> **Your goal**: Pictures in the data below are not part of the copy; transcribe everything else exactly.

> **Data excerpt**:
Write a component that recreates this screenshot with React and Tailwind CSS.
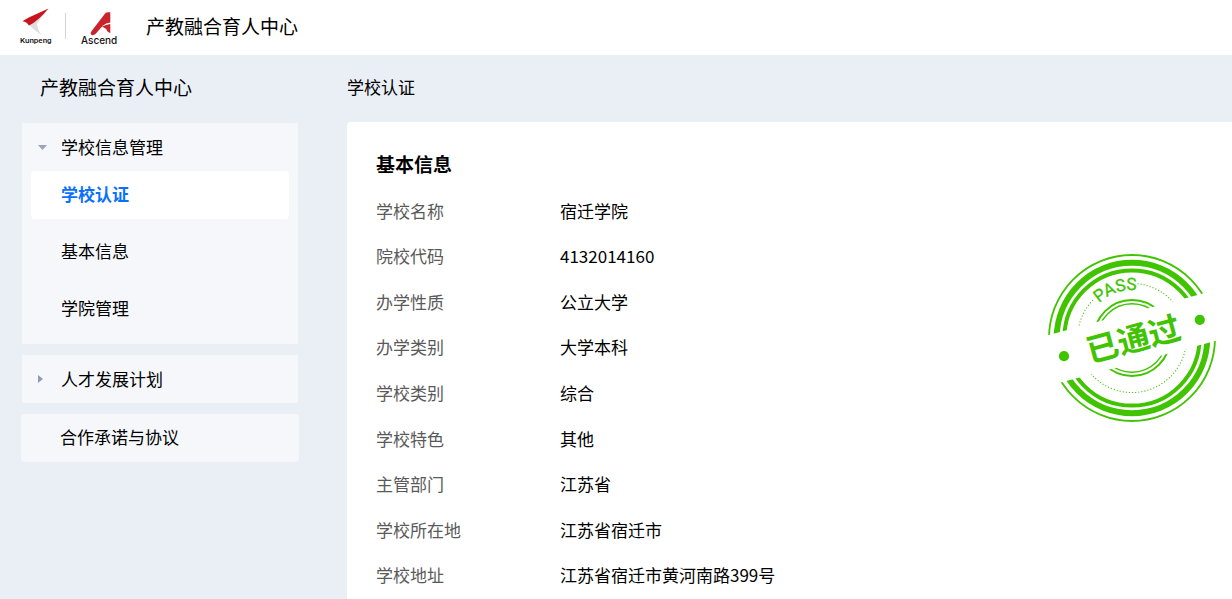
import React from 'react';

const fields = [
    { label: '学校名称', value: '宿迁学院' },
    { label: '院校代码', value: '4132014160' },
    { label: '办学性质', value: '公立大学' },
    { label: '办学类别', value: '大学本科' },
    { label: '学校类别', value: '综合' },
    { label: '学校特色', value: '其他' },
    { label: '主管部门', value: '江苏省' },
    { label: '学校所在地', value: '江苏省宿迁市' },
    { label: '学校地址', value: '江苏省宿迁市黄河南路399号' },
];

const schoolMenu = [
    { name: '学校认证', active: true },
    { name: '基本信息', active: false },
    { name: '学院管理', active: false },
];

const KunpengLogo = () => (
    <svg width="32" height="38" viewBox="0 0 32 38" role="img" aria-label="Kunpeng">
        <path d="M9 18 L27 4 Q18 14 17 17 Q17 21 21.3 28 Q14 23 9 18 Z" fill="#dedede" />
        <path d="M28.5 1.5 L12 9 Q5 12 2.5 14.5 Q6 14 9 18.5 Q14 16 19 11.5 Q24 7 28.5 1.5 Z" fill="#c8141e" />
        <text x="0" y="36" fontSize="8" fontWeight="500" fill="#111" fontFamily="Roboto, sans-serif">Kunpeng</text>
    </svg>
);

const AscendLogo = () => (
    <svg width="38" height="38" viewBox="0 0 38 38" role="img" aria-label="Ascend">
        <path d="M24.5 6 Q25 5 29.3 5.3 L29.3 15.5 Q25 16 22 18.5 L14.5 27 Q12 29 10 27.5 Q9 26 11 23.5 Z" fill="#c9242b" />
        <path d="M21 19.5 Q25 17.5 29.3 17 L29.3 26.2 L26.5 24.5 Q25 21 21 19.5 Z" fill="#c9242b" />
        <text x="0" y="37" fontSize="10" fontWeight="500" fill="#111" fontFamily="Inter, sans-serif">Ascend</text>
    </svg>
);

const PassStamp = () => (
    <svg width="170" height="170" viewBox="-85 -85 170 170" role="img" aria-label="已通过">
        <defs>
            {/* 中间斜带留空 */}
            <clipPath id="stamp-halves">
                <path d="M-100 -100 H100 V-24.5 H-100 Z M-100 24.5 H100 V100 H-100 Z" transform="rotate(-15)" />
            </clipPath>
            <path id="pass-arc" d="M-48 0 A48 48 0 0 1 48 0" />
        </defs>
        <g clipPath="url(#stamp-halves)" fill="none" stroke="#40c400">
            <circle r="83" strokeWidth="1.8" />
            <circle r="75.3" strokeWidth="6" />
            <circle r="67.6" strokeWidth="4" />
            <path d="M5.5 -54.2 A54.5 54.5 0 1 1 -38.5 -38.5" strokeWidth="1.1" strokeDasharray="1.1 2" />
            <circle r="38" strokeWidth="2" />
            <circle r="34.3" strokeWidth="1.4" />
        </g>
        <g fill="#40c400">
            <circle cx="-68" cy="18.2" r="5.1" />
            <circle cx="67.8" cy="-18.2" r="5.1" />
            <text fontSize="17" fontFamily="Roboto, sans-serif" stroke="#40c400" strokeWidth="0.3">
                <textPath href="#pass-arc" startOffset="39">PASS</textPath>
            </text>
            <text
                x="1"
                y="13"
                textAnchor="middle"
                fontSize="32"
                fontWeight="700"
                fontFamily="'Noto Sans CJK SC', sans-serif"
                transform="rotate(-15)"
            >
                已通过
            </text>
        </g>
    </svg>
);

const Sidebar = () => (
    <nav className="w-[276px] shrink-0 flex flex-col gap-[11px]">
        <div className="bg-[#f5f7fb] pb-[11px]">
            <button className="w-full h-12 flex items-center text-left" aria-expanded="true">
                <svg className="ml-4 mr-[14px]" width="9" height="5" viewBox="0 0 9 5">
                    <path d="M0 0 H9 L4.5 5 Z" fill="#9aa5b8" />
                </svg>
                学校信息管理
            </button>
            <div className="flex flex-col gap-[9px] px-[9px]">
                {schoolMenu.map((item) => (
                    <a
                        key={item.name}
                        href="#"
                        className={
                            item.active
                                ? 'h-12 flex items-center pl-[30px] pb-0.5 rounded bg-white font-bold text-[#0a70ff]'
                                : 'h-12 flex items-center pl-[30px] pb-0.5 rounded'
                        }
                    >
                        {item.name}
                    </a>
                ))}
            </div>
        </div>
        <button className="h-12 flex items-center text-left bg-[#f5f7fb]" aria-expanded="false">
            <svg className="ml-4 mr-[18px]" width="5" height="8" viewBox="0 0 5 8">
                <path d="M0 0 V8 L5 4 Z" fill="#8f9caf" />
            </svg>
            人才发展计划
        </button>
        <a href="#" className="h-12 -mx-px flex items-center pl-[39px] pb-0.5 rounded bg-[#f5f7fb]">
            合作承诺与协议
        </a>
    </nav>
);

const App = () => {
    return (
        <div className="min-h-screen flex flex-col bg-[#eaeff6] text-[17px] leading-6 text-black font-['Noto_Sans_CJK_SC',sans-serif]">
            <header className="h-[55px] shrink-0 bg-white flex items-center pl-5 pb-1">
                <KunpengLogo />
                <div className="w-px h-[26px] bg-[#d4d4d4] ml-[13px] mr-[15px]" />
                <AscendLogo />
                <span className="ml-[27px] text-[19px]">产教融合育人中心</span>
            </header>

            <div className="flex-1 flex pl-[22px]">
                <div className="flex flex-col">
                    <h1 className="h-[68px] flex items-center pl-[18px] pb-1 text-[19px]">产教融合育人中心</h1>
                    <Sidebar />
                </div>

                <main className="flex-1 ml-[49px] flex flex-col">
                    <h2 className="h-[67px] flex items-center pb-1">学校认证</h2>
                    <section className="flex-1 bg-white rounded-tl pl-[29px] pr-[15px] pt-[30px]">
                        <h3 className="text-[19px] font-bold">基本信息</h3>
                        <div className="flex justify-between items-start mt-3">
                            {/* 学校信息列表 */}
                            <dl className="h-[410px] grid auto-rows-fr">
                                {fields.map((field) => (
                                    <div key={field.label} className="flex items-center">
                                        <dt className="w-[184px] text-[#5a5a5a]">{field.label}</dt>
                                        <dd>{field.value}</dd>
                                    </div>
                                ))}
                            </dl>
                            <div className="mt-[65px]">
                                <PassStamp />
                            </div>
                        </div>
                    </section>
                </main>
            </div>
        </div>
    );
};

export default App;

> **Exercise output**:
Write a component that recreates this screenshot with React and Tailwind CSS.
import React from 'react';

const fields = [
    { label: '学校名称', value: '宿迁学院' },
    { label: '院校代码', value: '4132014160' },
    { label: '办学性质', value: '公立大学' },
    { label: '办学类别', value: '大学本科' },
    { label: '学校类别', value: '综合' },
    { label: '学校特色', value: '其他' },
    { label: '主管部门', value: '江苏省' },
    { label: '学校所在地', value: '江苏省宿迁市' },
    { label: '学校地址', value: '江苏省宿迁市黄河南路399号' },
];

const schoolMenu = [
    { name: '学校认证', active: true },
    { name: '基本信息', active: false },
    { name: '学院管理', active: false },
];

const KunpengLogo = () => (
    <svg width="32" height="38" viewBox="0 0 32 38" role="img" aria-label="Kunpeng">
        <path d="M9 18 L27 4 Q18 14 17 17 Q17 21 21.3 28 Q14 23 9 18 Z" fill="#dedede" />
        <path d="M28.5 1.5 L12 9 Q5 12 2.5 14.5 Q6 14 9 18.5 Q14 16 19 11.5 Q24 7 28.5 1.5 Z" fill="#c8141e" />
        <text x="0" y="36" fontSize="8" fontWeight="500" fill="#111" fontFamily="Roboto, sans-serif">Kunpeng</text>
    </svg>
);

const AscendLogo = () => (
    <svg width="38" height="38" viewBox="0 0 38 38" role="img" aria-label="Ascend">
        <path d="M24.5 6 Q25 5 29.3 5.3 L29.3 15.5 Q25 16 22 18.5 L14.5 27 Q12 29 10 27.5 Q9 26 11 23.5 Z" fill="#c9242b" />
        <path d="M21 19.5 Q25 17.5 29.3 17 L29.3 26.2 L26.5 24.5 Q25 21 21 19.5 Z" fill="#c9242b" />
        <text x="0" y="37" fontSize="10" fontWeight="500" fill="#111" fontFamily="Inter, sans-serif">Ascend</text>
    </svg>
);

const PassStamp = () => (
    <svg width="170" height="170" viewBox="-85 -85 170 170" role="img" aria-label="已通过">
        <defs>
            {/* 中间斜带留空 */}
            <clipPath id="stamp-halves">
                <path d="M-100 -100 H100 V-24.5 H-100 Z M-100 24.5 H100 V100 H-100 Z" transform="rotate(-15)" />
            </clipPath>
            <path id="pass-arc" d="M-48 0 A48 48 0 0 1 48 0" />
        </defs>
        <g clipPath="url(#stamp-halves)" fill="none" stroke="#40c400">
            <circle r="83" strokeWidth="1.8" />
            <circle r="75.3" strokeWidth="6" />
            <circle r="67.6" strokeWidth="4" />
            <path d="M5.5 -54.2 A54.5 54.5 0 1 1 -38.5 -38.5" strokeWidth="1.1" strokeDasharray="1.1 2" />
            <circle r="38" strokeWidth="2" />
            <circle r="34.3" strokeWidth="1.4" />
        </g>
        <g fill="#40c400">
            <circle cx="-68" cy="18.2" r="5.1" />
            <circle cx="67.8" cy="-18.2" r="5.1" />
            <text fontSize="17" fontFamily="Roboto, sans-serif" stroke="#40c400" strokeWidth="0.3">
                <textPath href="#pass-arc" startOffset="39">PASS</textPath>
            </text>
            <text
                x="1"
                y="13"
                textAnchor="middle"
                fontSize="32"
                fontWeight="700"
                fontFamily="'Noto Sans CJK SC', sans-serif"
                transform="rotate(-15)"
            >
                已通过
            </text>
        </g>
    </svg>
);

const Sidebar = () => (
    <nav className="w-[276px] shrink-0 flex flex-col gap-[11px]">
        <div className="bg-[#f5f7fb] pb-[11px]">
            <button className="w-full h-12 flex items-center text-left" aria-expanded="true">
                <svg className="ml-4 mr-[14px]" width="9" height="5" viewBox="0 0 9 5">
                    <path d="M0 0 H9 L4.5 5 Z" fill="#9aa5b8" />
                </svg>
                学校信息管理
            </button>
            <div className="flex flex-col gap-[9px] px-[9px]">
                {schoolMenu.map((item) => (
                    <a
                        key={item.name}
                        href="#"
                        className={
                            item.active
                                ? 'h-12 flex items-center pl-[30px] pb-0.5 rounded bg-white font-bold text-[#0a70ff]'
                                : 'h-12 flex items-center pl-[30px] pb-0.5 rounded'
                        }
                    >
                        {item.name}
                    </a>
                ))}
            </div>
        </div>
        <button className="h-12 flex items-center text-left bg-[#f5f7fb]" aria-expanded="false">
            <svg className="ml-4 mr-[18px]" width="5" height="8" viewBox="0 0 5 8">
                <path d="M0 0 V8 L5 4 Z" fill="#8f9caf" />
            </svg>
            人才发展计划
        </button>
        <a href="#" className="h-12 -mx-px flex items-center pl-[39px] pb-0.5 rounded bg-[#f5f7fb]">
            合作承诺与协议
        </a>
    </nav>
);

const App = () => {
    return (
        <div className="min-h-screen flex flex-col bg-[#eaeff6] text-[17px] leading-6 text-black font-['Noto_Sans_CJK_SC',sans-serif]">
            <header className="h-[55px] shrink-0 bg-white flex items-center pl-5 pb-1">
                <KunpengLogo />
                <div className="w-px h-[26px] bg-[#d4d4d4] ml-[13px] mr-[15px]" />
                <AscendLogo />
                <span className="ml-[27px] text-[19px]">产教融合育人中心</span>
            </header>

            <div className="flex-1 flex pl-[22px]">
                <div className="flex flex-col">
                    <h1 className="h-[68px] flex items-center pl-[18px] pb-1 text-[19px]">产教融合育人中心</h1>
                    <Sidebar />
                </div>

                <main className="flex-1 ml-[49px] flex flex-col">
                    <h2 className="h-[67px] flex items-center pb-1">学校认证</h2>
                    <section className="flex-1 bg-white rounded-tl pl-[29px] pr-[15px] pt-[30px]">
                        <h3 className="text-[19px] font-bold">基本信息</h3>
                        <div className="flex justify-between items-start mt-3">
                            {/* 学校信息列表 */}
                            <dl className="h-[410px] grid auto-rows-fr">
                                {fields.map((field) => (
                                    <div key={field.label} className="flex items-center">
                                        <dt className="w-[184px] text-[#5a5a5a]">{field.label}</dt>
                                        <dd>{field.value}</dd>
                                    </div>
                                ))}
                            </dl>
                            <div className="mt-[65px]">
                                <PassStamp />
                            </div>
                        </div>
                    </section>
                </main>
            </div>
        </div>
    );
};

export default App;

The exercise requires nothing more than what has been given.